BERT is popular transformer-based model that has been successfully extended to a number of domains, with modifications to the underlying vocabulary used during training. At a high level, BERT operates in two phases: pre-training and fine-tuning. In the pre-training phase, BERT is trained over unlabeled input, and is evaluated on two downstream tasks to verify its understanding of the input. After pre-training, BERT models may then be fine-tuned with labeled data to perform tasks such as classification (or, in other domains, text generation) that have the same input format.
In recent years, transformer-based models have been applied to large text corpora to perform a variety of tasks, including question answering, text generation, and translation. On the other hand, their utility outside of the context of text—and especially in the context of data that does not constitute English words—remains an active area of exploration.
Large Language Models in Networking¶
The utility of large language models for practical network management applications is an active area of research. In this section, we will explore a particular early-stage example of the use of large language models for the analysis of network traffic: the analysis of network protocols.
Network Protocol Analysis¶
We will explore a recent example from Chu et al., who explored the use of large language models to detect vulnerable or misconfigured versions of the TLS protocol. In this work, BERT was trained using a dataset of TLS handshakes.

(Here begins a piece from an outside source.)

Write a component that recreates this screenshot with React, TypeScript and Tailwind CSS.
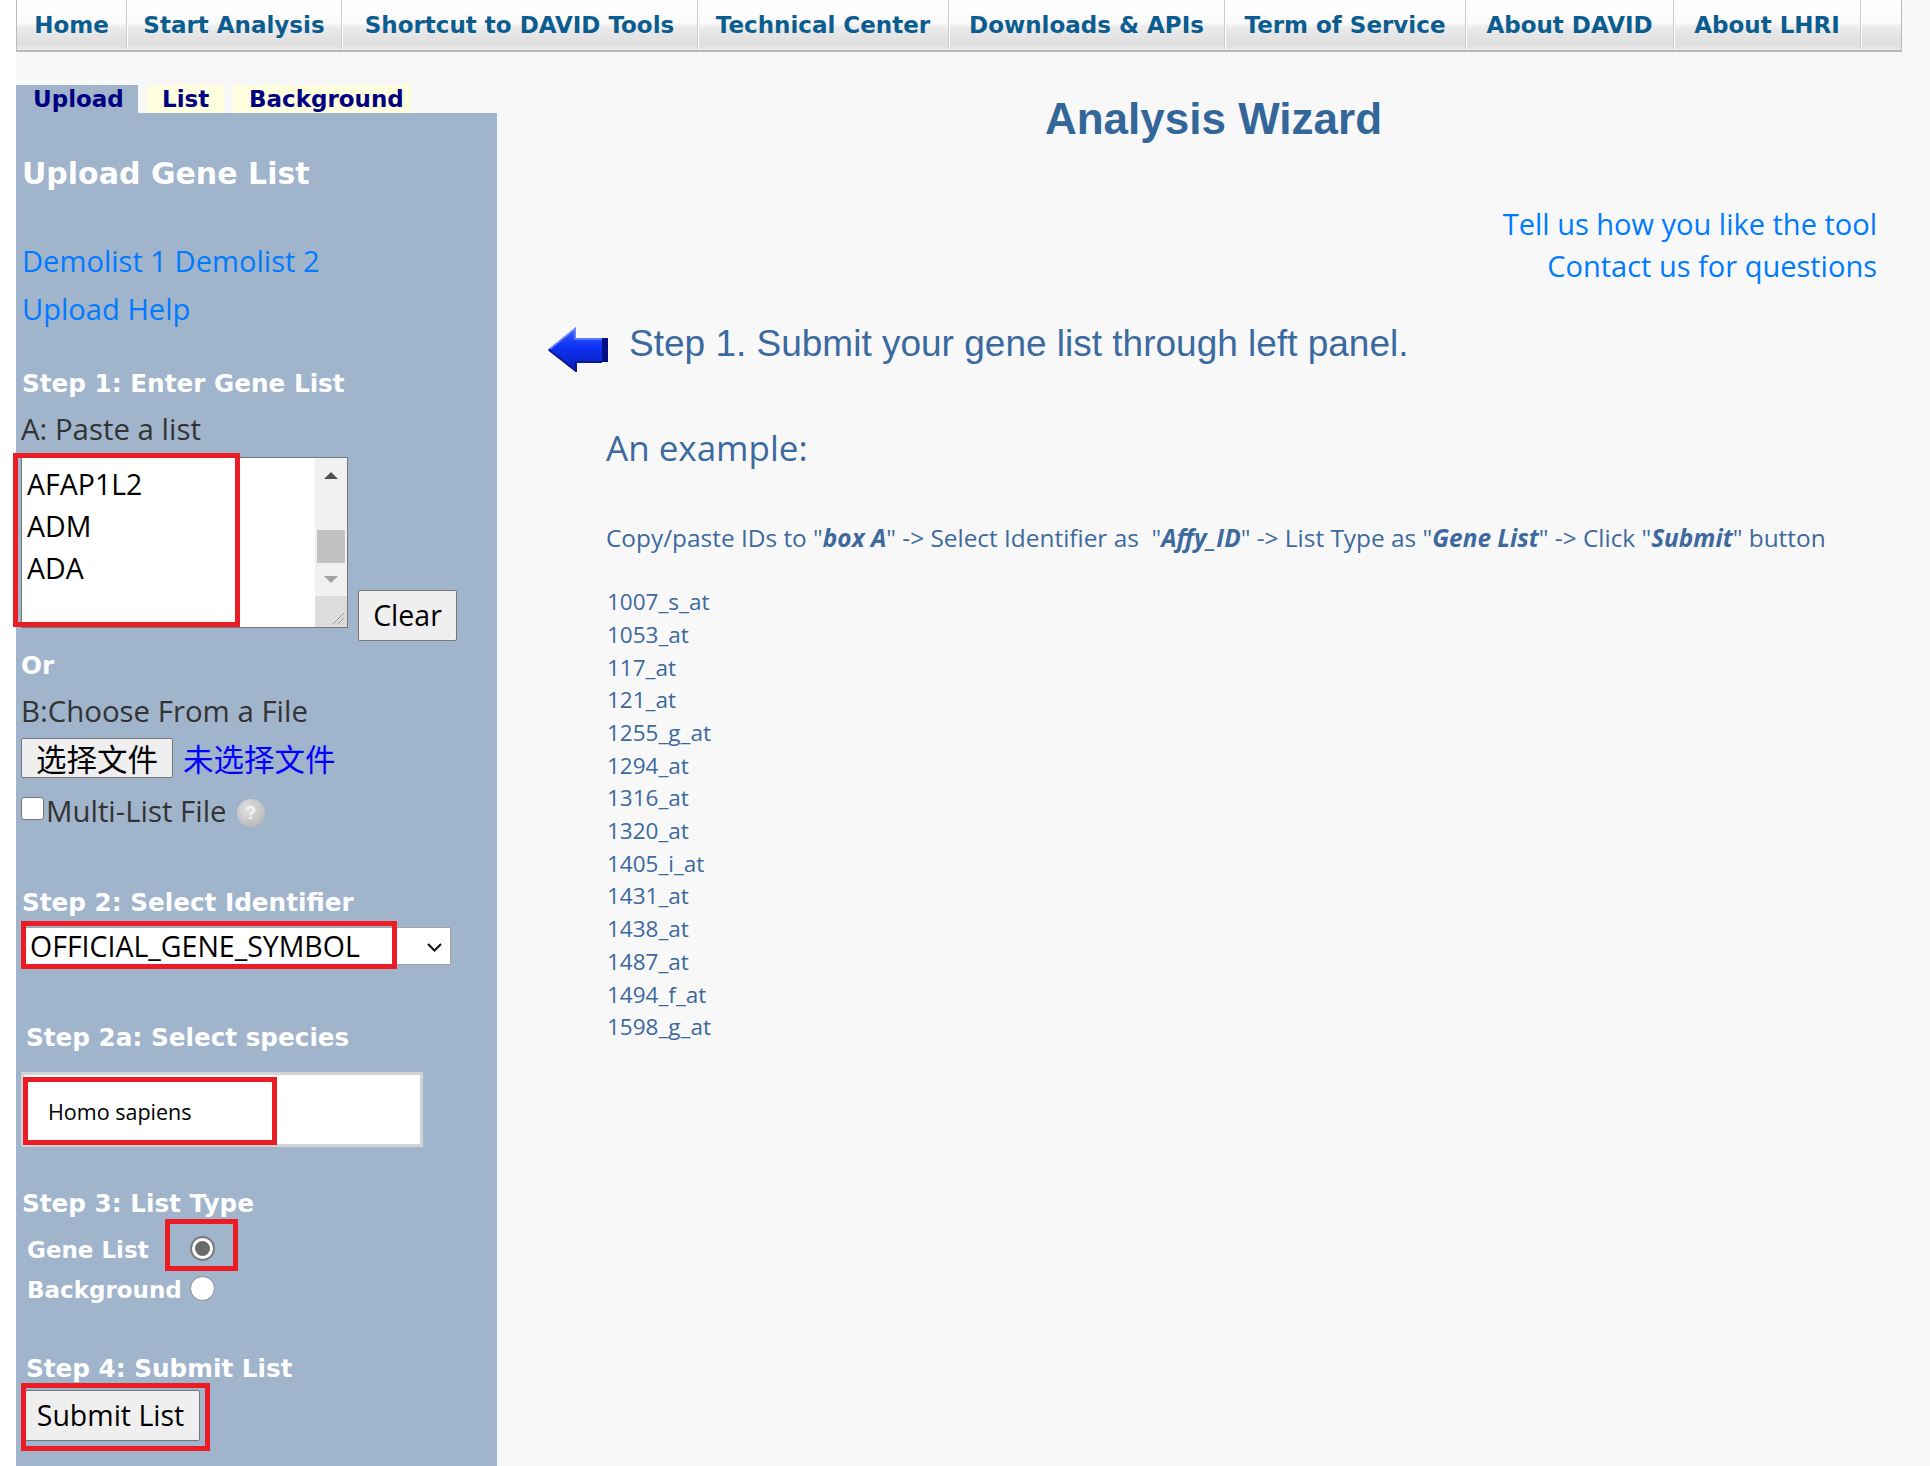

A significant challenge in applying large language models to network data is to build a vocabulary and corresponding training set that would allow the model to understand TLS handshakes. This step is necessary, and important, because existing LLMs are typically trained on text data, and the vocabulary used in these models is typically based on the vocabulary of the English language. To train a model that understands TLS handshakes, the first step involved building a vocabulary that would allow the model to understand TLS handshakes. In this case, the input to the model is a concatenation of values in the headers of the server_hello and server_hello_done messages, as well as any optional server steps in the TLS handshake. The resulting input was normalized (i.e., to lowercase ASCII characters) and tokenized.
The resulting trained model was evaluated against a set of labeled TLS handshakes, with examples of known misconfigurations coming from the Qualys SSL Server Test website. The model was able to correctly identify TLS misconfigurations with near-perfect accuracy.